На этом примере становилось понятно, что «современная живопись» – такой же ready made, как сушилка для бутылок или фонтан. Еще в 1917 году Дюшан, обидевшись за отвергнутый американским выставкомом ready made, сказал, что живопись является в том смысле ready made, что краски, используемые художником, произведены промышленным образом. Картины Кабакова не являются живописью в том же смысле, в каком не являются литературой ранние романы Сорокина. Эти романы являлись в точном смысле слова художественными объектами, ибо сам автор предлагал оценивать их на вес, – по крайней мере читать их подряд мне всегда казалось делом бессмысленным. И конечно, «Голубое сало» и тем более «Лед» – совсем другое дело: это настоящая современная литература, ее можно и нужно читать и перечитывать. Однако отечественная литературная критика (Сергей Иванов в «ЕЖ», № 17 за этот год) восприняла «Лед» не как произведение современного искусства, а как традиционное реалистическое произведение, найдя там даже прототип Чубайса.

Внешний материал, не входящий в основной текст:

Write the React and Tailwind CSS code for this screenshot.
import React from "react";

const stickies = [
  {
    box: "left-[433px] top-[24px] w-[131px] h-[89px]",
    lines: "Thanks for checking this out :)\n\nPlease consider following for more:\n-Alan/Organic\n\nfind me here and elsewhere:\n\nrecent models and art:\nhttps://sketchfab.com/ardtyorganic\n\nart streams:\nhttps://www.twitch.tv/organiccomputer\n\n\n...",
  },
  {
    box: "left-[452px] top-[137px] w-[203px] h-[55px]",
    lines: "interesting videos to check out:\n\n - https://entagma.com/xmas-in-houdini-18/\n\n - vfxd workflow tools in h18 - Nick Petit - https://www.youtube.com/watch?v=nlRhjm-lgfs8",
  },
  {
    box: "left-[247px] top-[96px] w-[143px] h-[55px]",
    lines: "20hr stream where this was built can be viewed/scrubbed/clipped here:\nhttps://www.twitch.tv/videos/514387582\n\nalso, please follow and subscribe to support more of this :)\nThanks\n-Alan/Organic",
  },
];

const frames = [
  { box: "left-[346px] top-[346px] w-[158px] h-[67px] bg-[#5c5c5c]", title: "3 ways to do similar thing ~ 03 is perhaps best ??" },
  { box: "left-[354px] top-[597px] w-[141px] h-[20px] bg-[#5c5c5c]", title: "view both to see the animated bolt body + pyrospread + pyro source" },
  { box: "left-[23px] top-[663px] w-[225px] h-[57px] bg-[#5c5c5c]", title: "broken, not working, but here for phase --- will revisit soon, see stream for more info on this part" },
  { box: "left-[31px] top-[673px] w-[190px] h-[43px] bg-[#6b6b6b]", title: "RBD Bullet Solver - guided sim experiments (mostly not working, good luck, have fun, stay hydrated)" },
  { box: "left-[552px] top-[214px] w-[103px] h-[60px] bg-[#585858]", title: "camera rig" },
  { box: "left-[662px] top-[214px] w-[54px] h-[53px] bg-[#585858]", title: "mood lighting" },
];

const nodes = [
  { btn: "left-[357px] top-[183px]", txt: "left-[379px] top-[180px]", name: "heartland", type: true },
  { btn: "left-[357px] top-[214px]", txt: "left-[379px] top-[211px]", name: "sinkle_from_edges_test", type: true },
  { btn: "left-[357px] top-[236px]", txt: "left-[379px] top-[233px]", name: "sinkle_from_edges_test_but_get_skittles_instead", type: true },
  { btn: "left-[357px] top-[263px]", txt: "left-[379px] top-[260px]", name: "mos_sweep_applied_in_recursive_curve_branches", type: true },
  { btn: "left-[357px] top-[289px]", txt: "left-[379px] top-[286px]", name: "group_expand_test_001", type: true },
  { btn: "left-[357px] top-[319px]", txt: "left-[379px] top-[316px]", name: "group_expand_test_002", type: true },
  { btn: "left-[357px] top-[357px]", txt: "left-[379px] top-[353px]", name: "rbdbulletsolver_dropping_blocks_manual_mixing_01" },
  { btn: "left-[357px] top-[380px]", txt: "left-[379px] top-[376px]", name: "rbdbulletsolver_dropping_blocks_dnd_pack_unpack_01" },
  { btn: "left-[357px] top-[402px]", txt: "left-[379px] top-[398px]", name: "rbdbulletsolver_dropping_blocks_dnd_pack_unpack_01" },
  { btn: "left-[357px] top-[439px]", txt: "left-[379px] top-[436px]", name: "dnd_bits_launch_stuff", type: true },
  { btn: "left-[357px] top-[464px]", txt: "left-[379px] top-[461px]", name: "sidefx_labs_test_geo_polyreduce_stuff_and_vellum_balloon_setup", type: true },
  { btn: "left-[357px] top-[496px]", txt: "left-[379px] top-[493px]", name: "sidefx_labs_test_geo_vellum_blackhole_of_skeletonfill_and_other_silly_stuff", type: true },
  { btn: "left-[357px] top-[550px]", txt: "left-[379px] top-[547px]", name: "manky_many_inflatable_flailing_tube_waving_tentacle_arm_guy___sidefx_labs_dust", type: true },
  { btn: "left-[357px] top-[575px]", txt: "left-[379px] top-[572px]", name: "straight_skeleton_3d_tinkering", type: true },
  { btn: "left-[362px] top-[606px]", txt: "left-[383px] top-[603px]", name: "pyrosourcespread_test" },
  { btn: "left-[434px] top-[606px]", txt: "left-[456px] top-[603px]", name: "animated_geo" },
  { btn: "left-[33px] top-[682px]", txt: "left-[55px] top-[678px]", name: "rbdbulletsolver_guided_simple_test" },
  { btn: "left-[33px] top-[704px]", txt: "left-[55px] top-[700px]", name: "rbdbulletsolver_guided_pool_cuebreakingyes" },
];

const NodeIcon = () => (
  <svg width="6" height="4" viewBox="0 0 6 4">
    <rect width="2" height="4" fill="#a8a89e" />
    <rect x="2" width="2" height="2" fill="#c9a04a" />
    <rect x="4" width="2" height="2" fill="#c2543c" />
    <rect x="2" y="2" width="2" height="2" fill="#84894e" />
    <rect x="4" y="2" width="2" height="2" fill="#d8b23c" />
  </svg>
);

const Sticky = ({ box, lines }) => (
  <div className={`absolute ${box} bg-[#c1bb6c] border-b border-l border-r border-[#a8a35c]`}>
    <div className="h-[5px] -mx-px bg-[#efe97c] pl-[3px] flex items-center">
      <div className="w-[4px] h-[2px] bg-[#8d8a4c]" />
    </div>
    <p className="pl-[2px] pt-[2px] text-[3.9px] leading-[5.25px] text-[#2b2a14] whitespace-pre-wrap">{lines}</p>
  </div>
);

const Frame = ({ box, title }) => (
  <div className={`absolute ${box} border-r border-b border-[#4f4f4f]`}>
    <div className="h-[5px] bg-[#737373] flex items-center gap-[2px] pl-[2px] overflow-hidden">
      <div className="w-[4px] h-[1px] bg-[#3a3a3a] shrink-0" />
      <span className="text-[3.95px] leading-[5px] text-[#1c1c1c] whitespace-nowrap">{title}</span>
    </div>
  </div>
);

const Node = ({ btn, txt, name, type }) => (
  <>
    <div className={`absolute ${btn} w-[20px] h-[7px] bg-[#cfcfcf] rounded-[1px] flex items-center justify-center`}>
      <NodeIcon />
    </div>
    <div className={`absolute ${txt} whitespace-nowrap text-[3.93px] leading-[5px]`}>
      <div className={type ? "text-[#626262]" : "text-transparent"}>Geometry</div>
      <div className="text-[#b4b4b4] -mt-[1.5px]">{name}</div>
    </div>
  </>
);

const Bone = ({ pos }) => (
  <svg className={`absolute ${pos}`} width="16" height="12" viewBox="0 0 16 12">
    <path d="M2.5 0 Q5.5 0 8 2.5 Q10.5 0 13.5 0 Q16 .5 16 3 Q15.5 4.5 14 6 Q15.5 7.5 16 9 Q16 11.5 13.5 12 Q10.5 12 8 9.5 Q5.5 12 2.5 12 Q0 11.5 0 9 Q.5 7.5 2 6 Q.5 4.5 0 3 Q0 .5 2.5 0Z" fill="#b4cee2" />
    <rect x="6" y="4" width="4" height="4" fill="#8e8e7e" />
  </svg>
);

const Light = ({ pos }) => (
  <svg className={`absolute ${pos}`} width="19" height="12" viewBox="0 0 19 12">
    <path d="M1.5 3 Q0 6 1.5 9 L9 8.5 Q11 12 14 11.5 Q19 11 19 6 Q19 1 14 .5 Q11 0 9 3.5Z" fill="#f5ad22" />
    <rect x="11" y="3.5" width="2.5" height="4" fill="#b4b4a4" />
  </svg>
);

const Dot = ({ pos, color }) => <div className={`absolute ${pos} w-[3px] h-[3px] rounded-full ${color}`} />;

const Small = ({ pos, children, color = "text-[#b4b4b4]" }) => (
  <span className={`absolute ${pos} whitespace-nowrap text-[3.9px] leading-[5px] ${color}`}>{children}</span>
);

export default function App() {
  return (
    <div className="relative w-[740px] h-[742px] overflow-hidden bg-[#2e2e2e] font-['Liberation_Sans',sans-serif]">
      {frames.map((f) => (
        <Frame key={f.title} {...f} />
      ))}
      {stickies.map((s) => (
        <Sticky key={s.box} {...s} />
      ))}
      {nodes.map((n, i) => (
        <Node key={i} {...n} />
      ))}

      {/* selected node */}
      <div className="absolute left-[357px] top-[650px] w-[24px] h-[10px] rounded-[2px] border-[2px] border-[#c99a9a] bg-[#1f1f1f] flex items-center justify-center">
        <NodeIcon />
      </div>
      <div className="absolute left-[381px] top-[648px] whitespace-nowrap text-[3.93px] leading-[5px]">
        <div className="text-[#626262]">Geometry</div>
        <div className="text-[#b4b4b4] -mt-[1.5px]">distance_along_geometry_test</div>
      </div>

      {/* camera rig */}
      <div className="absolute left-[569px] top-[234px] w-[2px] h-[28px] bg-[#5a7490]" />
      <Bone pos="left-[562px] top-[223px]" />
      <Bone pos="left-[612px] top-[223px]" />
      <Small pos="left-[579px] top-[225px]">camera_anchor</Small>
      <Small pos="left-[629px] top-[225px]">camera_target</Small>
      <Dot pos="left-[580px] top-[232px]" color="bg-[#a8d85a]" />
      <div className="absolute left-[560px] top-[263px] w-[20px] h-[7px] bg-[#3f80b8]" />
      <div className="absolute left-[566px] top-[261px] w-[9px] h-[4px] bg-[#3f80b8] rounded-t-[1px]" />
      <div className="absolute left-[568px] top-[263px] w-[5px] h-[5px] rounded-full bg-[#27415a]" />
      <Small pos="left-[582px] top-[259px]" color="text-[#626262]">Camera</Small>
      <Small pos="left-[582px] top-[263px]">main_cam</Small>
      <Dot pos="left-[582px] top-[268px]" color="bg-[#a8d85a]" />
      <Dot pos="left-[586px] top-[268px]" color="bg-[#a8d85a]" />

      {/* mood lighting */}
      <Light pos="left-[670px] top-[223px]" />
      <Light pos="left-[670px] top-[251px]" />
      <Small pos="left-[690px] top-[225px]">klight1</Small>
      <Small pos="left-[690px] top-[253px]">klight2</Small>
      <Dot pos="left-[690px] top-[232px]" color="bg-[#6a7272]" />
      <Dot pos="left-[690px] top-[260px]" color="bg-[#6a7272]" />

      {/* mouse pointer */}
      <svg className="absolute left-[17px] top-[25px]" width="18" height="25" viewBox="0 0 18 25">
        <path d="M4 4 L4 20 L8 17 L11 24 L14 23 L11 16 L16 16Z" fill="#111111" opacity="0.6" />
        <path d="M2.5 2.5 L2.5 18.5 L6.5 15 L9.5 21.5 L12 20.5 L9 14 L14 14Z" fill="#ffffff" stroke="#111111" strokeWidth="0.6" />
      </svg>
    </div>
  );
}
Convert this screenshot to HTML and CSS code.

Итак, картины Кабакова, его живопись – это концептуальные объекты, такая же часть инсталляции, как кухонная утварь. Это картины, которые ничего не изображают, за ними, или через них, не открывается никакая реальность. В современной философии этому соответствует тезис о том, что «нет бытия за феноменом» (Э. Гуссерль), за «явлением» не скрывается никакая «сущность». Эти картины лишь продолжают концептуальные установки русского искусства, которые уже в явном, осознанном виде присутствуют в полотне Исаака Левитана «Владимирка» – произведении, где название важнее живописных качеств пейзажа.
История про Репина
Надо заметить, что живопись Степана Кошелева, допускала разглядывание с самых разных дистанций, в том числе с совсем близкого расстояния.
Как раз такого разглядывания не допускает известная картина И.Е. Репина «Иван Грозный и его сын Иван», а особенно ковер, на котором находятся персонажи картины. На примере манеры, в которой написан этот ковер, Алик Меламид объяснял мне в конце шестидесятых смысл термина «грубый мазок»: смотришь издалека – ковер как ковер, подходишь ближе – какая-то какофония мелких цветных пятен…
Хотя если вернуться к тезису об изначальной концептуальности русского искусства, то критика Репина может показаться чрезмерной, а «грубый мазок» тоже окажется ready made задолго до Дюшана. Ведь действительно, как и в современном интернациональном искусстве, в современной живописи передвижников контекст важнее, первичнее текста. «Бурлаки», «Не ждали», «Всюду жизнь» – без знания истории вопроса нельзя понять смысл произведения. И разумеется, величие этих полотен заключено не только в их пластических достоинствах.
О живописи и живописцах
Из наблюдений о том, как устроено современное искусство, следует, что в его контексте живопись вполне органично существует, но отсутствуют живописцы, люди, которые однозначно отождествили себя с живописью как техникой, видом изобразительного искусства. Здесь следует заметить, что дело не в злокозненности самой живописи, а в критерии однозначности отождествления. Видео или фотография ничем не лучше и не современней живописи, а «чистые» фотографы или видеохудожники ничем не лучше живописцев, их претензии на место в современном искусстве не являются более обоснованными.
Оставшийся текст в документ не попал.